The man then approaches the boy, and here is where the situation gets complicated. The boy is within his rights to stand still, to smile, and to obstruct the group’s route. However, in an interview, the boy expressed that he felt “threatened,” but still chose to stand there. If he was truly in danger, would he have stood there? And as I see it, although he was within his rights not to move, that does not mean that he was functioning under a good moral compass.
I would hate to live in a world where legality equated to morality. The only reason I say that this is an immoral act is that this was evidently a cultural song, but the boy decided to stand still to prove some obscure point rather than respect the group and their destination. Again, I do not believe people should simply succumb to the wishes of others, but in this scenario, the most respectful decision would have been to step away.
On the other hand, the Native American man should not have been that close to the boy. This was a clear invasion of space and I also see that as disrespectful.

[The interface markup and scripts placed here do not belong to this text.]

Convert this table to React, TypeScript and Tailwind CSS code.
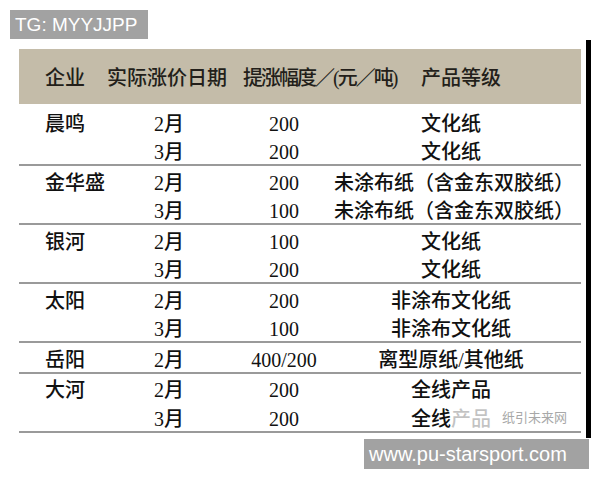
const blocks = [
  {
    name: "晨鸣",
    rows: [
      { month: "2月", rise: "200", grade: "文化纸" },
      { month: "3月", rise: "200", grade: "文化纸" },
    ],
  },
  {
    name: "金华盛",
    rows: [
      { month: "2月", rise: "200", grade: "未涂布纸（含金东双胶纸）" },
      { month: "3月", rise: "100", grade: "未涂布纸（含金东双胶纸）" },
    ],
  },
  {
    name: "银河",
    rows: [
      { month: "2月", rise: "100", grade: "文化纸" },
      { month: "3月", rise: "200", grade: "文化纸" },
    ],
  },
  {
    name: "太阳",
    rows: [
      { month: "2月", rise: "200", grade: "非涂布文化纸" },
      { month: "3月", rise: "100", grade: "非涂布文化纸" },
    ],
  },
  {
    name: "岳阳",
    rows: [{ month: "2月", rise: "400/200", grade: "离型原纸/其他纸" }],
  },
  {
    name: "大河",
    rows: [
      { month: "2月", rise: "200", grade: "全线产品" },
      { month: "3月", rise: "200", grade: "" },
    ],
  },
];

function Row({
  name,
  month,
  rise,
  grade,
  faded,
}: {
  name: string;
  month: string;
  rise: string;
  grade: string;
  faded?: boolean;
}) {
  return (
    <div className="grid h-[28.5px] grid-cols-[135px_80px_100px_234px] items-center pt-[5px] leading-none">
      <span className="pl-[26px]">{name}</span>
      <span>{month}</span>
      <span className="text-center">{rise}</span>
      {faded ? (
        <span className="relative text-center">
          全线<span className="opacity-25">产品</span>
          <span className="absolute left-[168px] top-[2px] text-[13px] font-normal text-[#a8a8a8]">
            纸引未来网
          </span>
        </span>
      ) : (
        <span className="text-center">{grade}</span>
      )}
    </div>
  );
}

export default function App() {
  return (
    <div className="relative h-[480px] w-[600px] overflow-hidden bg-white">
      <div className="flex pt-[40px]">
        <div className="ml-[19px] mt-[9px] w-[562px] font-['Liberation_Serif','Noto_Sans_CJK_SC',serif] text-[20px] font-medium text-[#111]">
          <div className="flex h-[55px] items-center bg-[#c4bca9] pl-[26px] pt-[3px] leading-none text-[#231f1a]">
            <span className="w-[62px]">企业</span>
            <span className="w-[136px]">实际涨价日期</span>
            <span className="w-[178px] tracking-[-2px]">提涨幅度／(元／吨)</span>
            <span>产品等级</span>
          </div>
          {blocks.map((block, bi) => (
            <div
              key={block.name}
              className={`border-b-2 border-[#9a9a9a] ${bi === 0 ? "pt-[3px]" : ""}`}
            >
              {block.rows.map((row, ri) => (
                <Row
                  key={row.month}
                  name={ri === 0 ? block.name : ""}
                  month={row.month}
                  rise={row.rise}
                  grade={row.grade}
                  faded={block.name === "大河" && ri === 1}
                />
              ))}
            </div>
          ))}
        </div>
        <div className="ml-[5px] h-[398px] w-[5px] bg-black" />
      </div>

      <div className="absolute left-[10px] top-[10px] flex h-[29px] w-[138px] items-center bg-[#a2a2a2] pl-[5px] font-['Liberation_Sans',sans-serif] text-[19px] leading-none text-white">
        TG: MYYJJPP
      </div>
      <div className="absolute left-[364px] top-[439px] flex h-[30px] w-[225px] items-center bg-[#a2a2a2] pl-[5px] font-['Liberation_Sans',sans-serif] text-[20px] leading-none text-white">
        www.pu-starsport.com
      </div>
    </div>
  );
}
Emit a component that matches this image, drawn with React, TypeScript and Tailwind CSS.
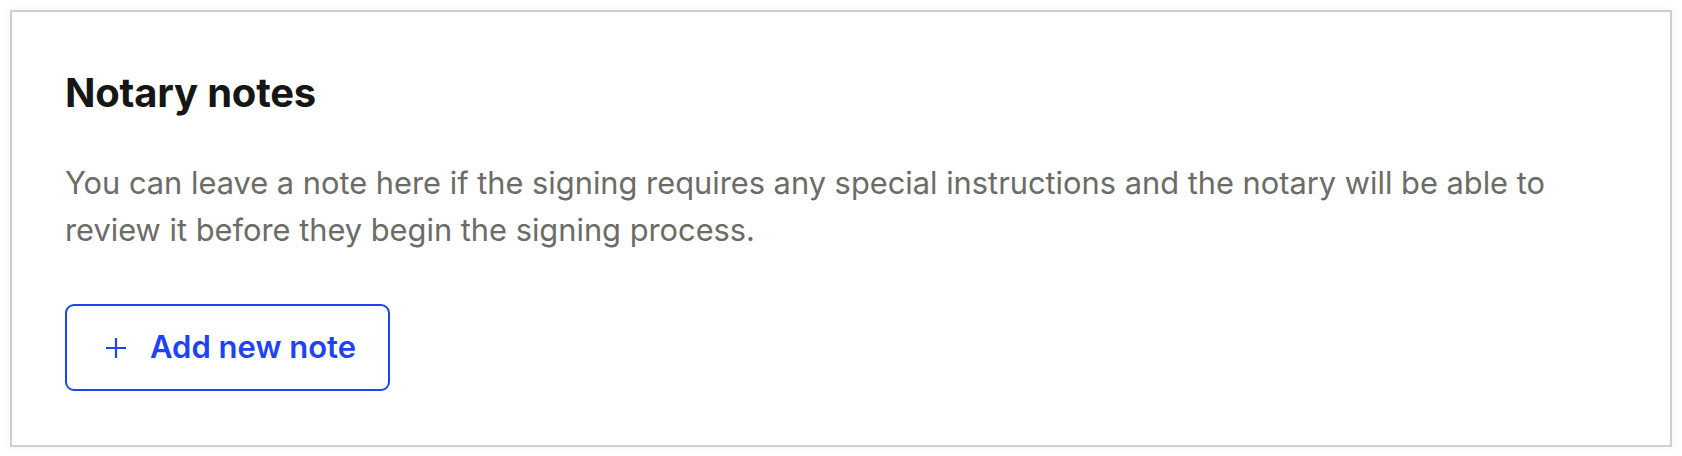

This situation is a clear mark of what America has become. Neither side budges, because they each view the other as being wrong or in some way lesser. And while I do side with the Native Americans on this one, I can see that this was in fact a two-sided scenario. I think it is wrong for the teenager to be receiving death threats and harassment, but I do believe that he had every opportunity to step away. I think that the story would be very different if the boy had upheld the respect that people who wear that hat claim to have for others.
The Whole Story
Before I begin I want to make something very clear. I am in no way condoning, taunting, or harassing people of any background, religion, or race. All people deserve to be treated with respect, even if they do not share my morals.
On Friday, January 18, the March For Life took place in Washington D.C. The total amount of people who attended this event is estimated to be somewhere in between 200,000 and 300,000. Among the massive crowds was a group of high school students from Covington Catholic High School in Kentucky. Towards the end of their trip, many of the students went to the Lincoln Memorial. There, as the world now knows, a few short videos were taken of 16-year-old, Nick Sandmann, appearing to be blocking and harassing a Native American, Nathan Phillips, while other students in the background were chanting and yelling. The video sparked a widespread backlash against Sandmann, and rightfully so.
Truthfully, when I first saw the video I was very angry. As a Republican and a former private school kid, I thought, “Great. This idiot kid who is clearly in the wrong has now made things way worse than they already are for young Republicans.” The video made me frustrated and disappointed because it would give the mainstream media another chance to make inaccurate generalizations about the Republican Party and the Catholic community.
Days later, my dad asked me if I had seen the whole video and Sandmann’s response. The “new” video was taken by someone outside of the circle where the encounter between Phillips and Sandmann took place. The video, or should I say the whole video, shows the students originally being harassed by a group called the Black Hebrew Israelites, who were shouting at the students, calling them “crackers” and “pompous bastards” and telling the group to “go back to Europe.” The group then asked permission to chant their school spirit song, which they were allowed to and did.
Then Nathan Phillips entered the circle and reportedly singled out Nick Sandmann. And here begins the video we have all seen of the two standing face to face with Sandmann smirking.
As I stated before, the first version of the video looks pretty bad for Republicans who are constantly called some awful term like racist, homophobe, or Nazi. The video clip that spread like wildfire around the internet shows a stupid teenage boy being arrogant and disrespectful. There is simply no way of getting around that. But does that make it okay to send this boy death threats, to threaten to hurt him and his family, to call him awful horrible names? Does it make it okay for celebrities like Kathy Griffin to say things like “I want NAMES. Shame them. If you think these f—ers wouldn’t dox you in a heartbeat, think again.”
No. This 16-year-old kid has half the United States incensed at him for an edited video clip.
This kid is a high school junior, which means he is soon going to start applying for college. I can guarantee that there will be at least a few schools who turn him down because of this edited video clip. This kid will have to suffer serious effects due to attacks from people, some of whom are prominent, who see only the side they want to see. This kid is going to suffer. He is scared for himself and his family and that is not something a kid should have to go through.